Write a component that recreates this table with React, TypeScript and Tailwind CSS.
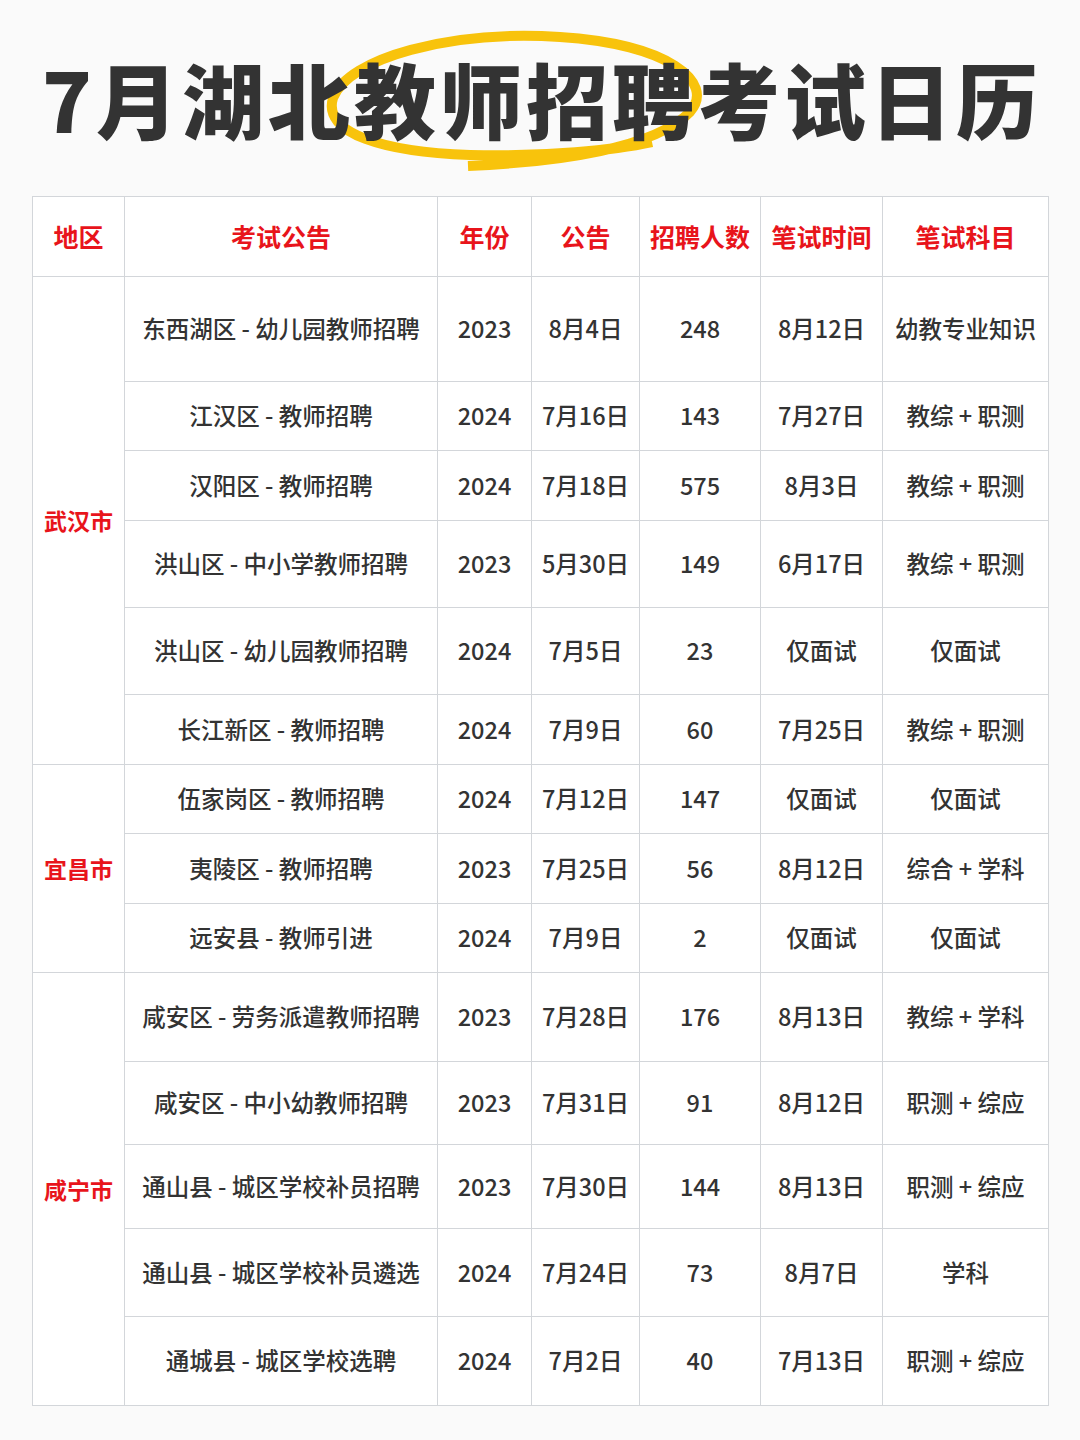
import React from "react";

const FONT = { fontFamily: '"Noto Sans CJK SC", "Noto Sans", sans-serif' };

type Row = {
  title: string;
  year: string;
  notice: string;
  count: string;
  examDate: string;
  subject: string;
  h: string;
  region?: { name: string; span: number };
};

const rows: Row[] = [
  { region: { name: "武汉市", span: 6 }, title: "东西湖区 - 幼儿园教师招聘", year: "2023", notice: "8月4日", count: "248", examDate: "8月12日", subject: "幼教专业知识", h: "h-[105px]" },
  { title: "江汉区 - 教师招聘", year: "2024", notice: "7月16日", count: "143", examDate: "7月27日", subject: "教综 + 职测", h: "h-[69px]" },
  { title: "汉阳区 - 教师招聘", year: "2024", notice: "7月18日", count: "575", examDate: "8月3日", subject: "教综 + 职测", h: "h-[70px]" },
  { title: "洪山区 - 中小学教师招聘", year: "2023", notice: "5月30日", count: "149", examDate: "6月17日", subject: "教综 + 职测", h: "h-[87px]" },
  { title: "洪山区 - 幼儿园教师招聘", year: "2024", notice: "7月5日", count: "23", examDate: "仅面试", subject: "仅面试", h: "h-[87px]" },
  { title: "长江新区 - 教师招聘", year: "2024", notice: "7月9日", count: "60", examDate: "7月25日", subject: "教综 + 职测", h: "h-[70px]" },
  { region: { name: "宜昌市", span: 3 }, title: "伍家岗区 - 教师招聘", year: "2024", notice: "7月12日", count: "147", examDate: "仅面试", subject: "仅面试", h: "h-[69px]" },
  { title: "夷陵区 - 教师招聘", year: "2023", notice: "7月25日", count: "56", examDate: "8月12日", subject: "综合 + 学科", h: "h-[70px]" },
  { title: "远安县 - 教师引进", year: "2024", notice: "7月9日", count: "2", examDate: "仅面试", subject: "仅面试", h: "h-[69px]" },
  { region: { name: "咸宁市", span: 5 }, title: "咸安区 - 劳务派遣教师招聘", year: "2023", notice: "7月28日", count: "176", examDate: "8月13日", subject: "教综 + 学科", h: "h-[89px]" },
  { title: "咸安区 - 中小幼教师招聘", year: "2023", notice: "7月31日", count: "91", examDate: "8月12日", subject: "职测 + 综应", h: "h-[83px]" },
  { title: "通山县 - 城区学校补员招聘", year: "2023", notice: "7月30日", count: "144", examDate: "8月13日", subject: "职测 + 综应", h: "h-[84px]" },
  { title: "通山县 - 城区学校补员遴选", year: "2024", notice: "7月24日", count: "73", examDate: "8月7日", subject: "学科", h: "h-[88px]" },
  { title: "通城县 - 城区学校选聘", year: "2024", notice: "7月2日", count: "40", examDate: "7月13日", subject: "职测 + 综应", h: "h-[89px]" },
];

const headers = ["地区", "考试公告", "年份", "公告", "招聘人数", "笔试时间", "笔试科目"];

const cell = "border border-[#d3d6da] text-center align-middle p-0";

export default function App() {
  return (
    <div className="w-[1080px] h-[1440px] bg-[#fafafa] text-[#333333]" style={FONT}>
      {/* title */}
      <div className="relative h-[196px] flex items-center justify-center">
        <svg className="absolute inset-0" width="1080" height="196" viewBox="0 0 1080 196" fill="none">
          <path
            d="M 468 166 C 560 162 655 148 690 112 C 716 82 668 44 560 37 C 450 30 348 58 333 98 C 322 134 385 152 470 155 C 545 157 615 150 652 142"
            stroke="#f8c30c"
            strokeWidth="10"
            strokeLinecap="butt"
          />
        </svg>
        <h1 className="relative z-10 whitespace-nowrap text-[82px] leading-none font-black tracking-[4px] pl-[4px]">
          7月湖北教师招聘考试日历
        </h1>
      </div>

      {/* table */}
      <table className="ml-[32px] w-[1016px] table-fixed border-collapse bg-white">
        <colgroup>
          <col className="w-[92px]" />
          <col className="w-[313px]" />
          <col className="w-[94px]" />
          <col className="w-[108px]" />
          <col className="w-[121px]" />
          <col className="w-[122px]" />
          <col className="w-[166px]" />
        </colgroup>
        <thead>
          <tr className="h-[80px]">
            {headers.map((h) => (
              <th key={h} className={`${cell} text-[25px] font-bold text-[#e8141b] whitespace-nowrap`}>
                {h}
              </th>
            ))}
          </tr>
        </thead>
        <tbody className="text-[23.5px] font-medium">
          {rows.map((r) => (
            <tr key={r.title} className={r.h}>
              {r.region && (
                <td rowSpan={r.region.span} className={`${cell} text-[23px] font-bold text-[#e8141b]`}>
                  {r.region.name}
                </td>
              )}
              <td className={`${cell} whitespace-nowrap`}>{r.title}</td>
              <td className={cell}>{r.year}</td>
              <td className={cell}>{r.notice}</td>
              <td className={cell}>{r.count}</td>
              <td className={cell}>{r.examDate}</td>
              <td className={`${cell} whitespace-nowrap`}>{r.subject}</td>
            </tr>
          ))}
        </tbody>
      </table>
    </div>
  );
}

::::

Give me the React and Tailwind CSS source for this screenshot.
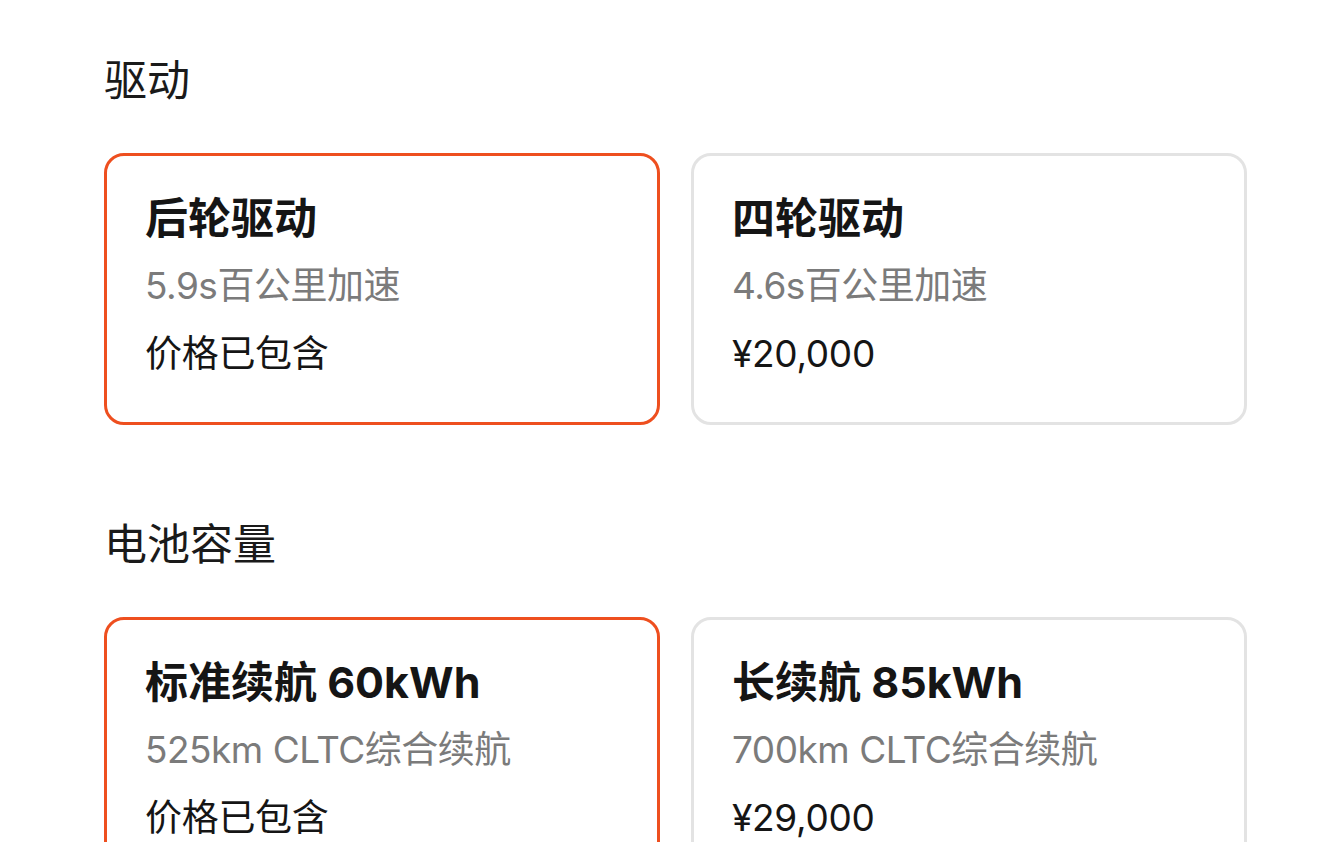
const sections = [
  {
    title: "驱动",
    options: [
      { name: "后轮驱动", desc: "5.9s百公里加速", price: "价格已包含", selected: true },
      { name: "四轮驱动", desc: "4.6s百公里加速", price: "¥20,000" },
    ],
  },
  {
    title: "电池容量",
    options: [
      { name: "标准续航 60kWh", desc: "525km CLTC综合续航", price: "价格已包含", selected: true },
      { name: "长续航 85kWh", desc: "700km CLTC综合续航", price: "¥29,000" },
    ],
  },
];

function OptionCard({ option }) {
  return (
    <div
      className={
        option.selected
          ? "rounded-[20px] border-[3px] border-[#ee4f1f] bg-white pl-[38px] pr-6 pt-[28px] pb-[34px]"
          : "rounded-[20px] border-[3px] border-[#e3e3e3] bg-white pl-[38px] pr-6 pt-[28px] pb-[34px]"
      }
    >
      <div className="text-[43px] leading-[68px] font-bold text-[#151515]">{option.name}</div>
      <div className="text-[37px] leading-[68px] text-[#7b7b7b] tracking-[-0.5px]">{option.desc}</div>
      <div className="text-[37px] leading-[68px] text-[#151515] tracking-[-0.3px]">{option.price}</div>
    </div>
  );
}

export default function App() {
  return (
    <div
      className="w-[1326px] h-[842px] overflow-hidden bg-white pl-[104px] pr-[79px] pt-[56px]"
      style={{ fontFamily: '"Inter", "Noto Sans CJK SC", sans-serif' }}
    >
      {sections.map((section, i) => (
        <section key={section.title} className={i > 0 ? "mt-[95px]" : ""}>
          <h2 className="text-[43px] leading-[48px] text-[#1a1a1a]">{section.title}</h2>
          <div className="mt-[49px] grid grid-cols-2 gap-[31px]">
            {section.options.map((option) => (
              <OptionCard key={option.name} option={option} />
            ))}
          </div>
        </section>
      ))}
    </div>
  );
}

::::

__WHAT YOU SHOULD DO__. Taking the entries above, extract every line from the one bearing "Write a component" through the one bearing "border-[#d3d6da] text-center align-middle", exactly, with no pictures.

__COMPLETED TASK__.
Write a component that recreates this table with React, TypeScript and Tailwind CSS.
import React from "react";

const FONT = { fontFamily: '"Noto Sans CJK SC", "Noto Sans", sans-serif' };

type Row = {
  title: string;
  year: string;
  notice: string;
  count: string;
  examDate: string;
  subject: string;
  h: string;
  region?: { name: string; span: number };
};

const rows: Row[] = [
  { region: { name: "武汉市", span: 6 }, title: "东西湖区 - 幼儿园教师招聘", year: "2023", notice: "8月4日", count: "248", examDate: "8月12日", subject: "幼教专业知识", h: "h-[105px]" },
  { title: "江汉区 - 教师招聘", year: "2024", notice: "7月16日", count: "143", examDate: "7月27日", subject: "教综 + 职测", h: "h-[69px]" },
  { title: "汉阳区 - 教师招聘", year: "2024", notice: "7月18日", count: "575", examDate: "8月3日", subject: "教综 + 职测", h: "h-[70px]" },
  { title: "洪山区 - 中小学教师招聘", year: "2023", notice: "5月30日", count: "149", examDate: "6月17日", subject: "教综 + 职测", h: "h-[87px]" },
  { title: "洪山区 - 幼儿园教师招聘", year: "2024", notice: "7月5日", count: "23", examDate: "仅面试", subject: "仅面试", h: "h-[87px]" },
  { title: "长江新区 - 教师招聘", year: "2024", notice: "7月9日", count: "60", examDate: "7月25日", subject: "教综 + 职测", h: "h-[70px]" },
  { region: { name: "宜昌市", span: 3 }, title: "伍家岗区 - 教师招聘", year: "2024", notice: "7月12日", count: "147", examDate: "仅面试", subject: "仅面试", h: "h-[69px]" },
  { title: "夷陵区 - 教师招聘", year: "2023", notice: "7月25日", count: "56", examDate: "8月12日", subject: "综合 + 学科", h: "h-[70px]" },
  { title: "远安县 - 教师引进", year: "2024", notice: "7月9日", count: "2", examDate: "仅面试", subject: "仅面试", h: "h-[69px]" },
  { region: { name: "咸宁市", span: 5 }, title: "咸安区 - 劳务派遣教师招聘", year: "2023", notice: "7月28日", count: "176", examDate: "8月13日", subject: "教综 + 学科", h: "h-[89px]" },
  { title: "咸安区 - 中小幼教师招聘", year: "2023", notice: "7月31日", count: "91", examDate: "8月12日", subject: "职测 + 综应", h: "h-[83px]" },
  { title: "通山县 - 城区学校补员招聘", year: "2023", notice: "7月30日", count: "144", examDate: "8月13日", subject: "职测 + 综应", h: "h-[84px]" },
  { title: "通山县 - 城区学校补员遴选", year: "2024", notice: "7月24日", count: "73", examDate: "8月7日", subject: "学科", h: "h-[88px]" },
  { title: "通城县 - 城区学校选聘", year: "2024", notice: "7月2日", count: "40", examDate: "7月13日", subject: "职测 + 综应", h: "h-[89px]" },
];

const headers = ["地区", "考试公告", "年份", "公告", "招聘人数", "笔试时间", "笔试科目"];

const cell = "border border-[#d3d6da] text-center align-middle p-0";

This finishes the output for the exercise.